If we're talking email, then here's a funny tip: Almost everything about an email can be spoofed. The way that servers identify if an email is from a spoofed host or not is by taking the IP address that the email originates from and grab the reverse data for it. If the reverse data matches the email's "@whatever.com" address, then it lets it pass. If it doesn't, then it'll probably drop it, or check the domain records of the correct reverse host for the "@whatever.com" domain to see if that mail server is authorized to deliver email for the domain.
The IP address *cannot* be spoofed. That's a server-to-server thing, not something that the sender can control. The IP address is the same address of the sending email server, which isn't something that can be changed with much ease and certainly can't be spoofed by a regular user.
The example in this case:
IP Address: 177.17.118.178
Reverse data for that IP address: 177.17.118.178.static.host.gvt.net.br (by the way, that host doesn't even exist, and "gvt.net.br" sends me to a Portuguese site, so something's iffy)
From address: yahoo.com
Should Yahoo's MX reject it or at least Junk-folder it: Yes.
This is what an actual message from Yahoo should look like:
MX [Mail Server] Non-authoritative answer:
yahoo.com mail exchanger = 1 mta6.am0.yahoodns.net.
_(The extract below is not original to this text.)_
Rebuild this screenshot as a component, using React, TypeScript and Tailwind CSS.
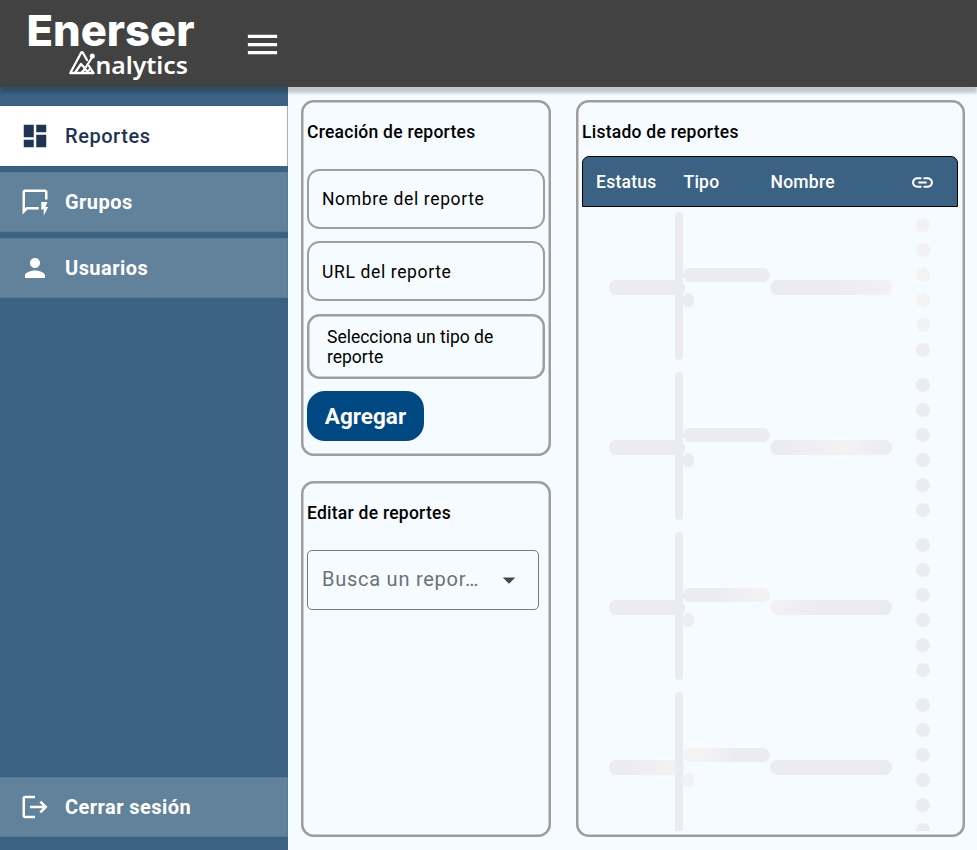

IP: 66.94.236.34
yahoo.com mail exchanger = 1 mta7.am0.yahoodns.net. IP: 66.94.237.64
yahoo.com mail exchanger = 1 mta5.am0.yahoodns.net. IP: 209.191.88.254
It's really hard for me to tell because Yahoo probably has a God-like amount of email servers (and that's probably just a few) but doing a reverse lookup on an IP should show something.yahoo.com, not what you got above.
I hope this helps you.
This is the fun knowledge that I get from hosting my own email server and doing computer system and network security. It's interesting, to say the least.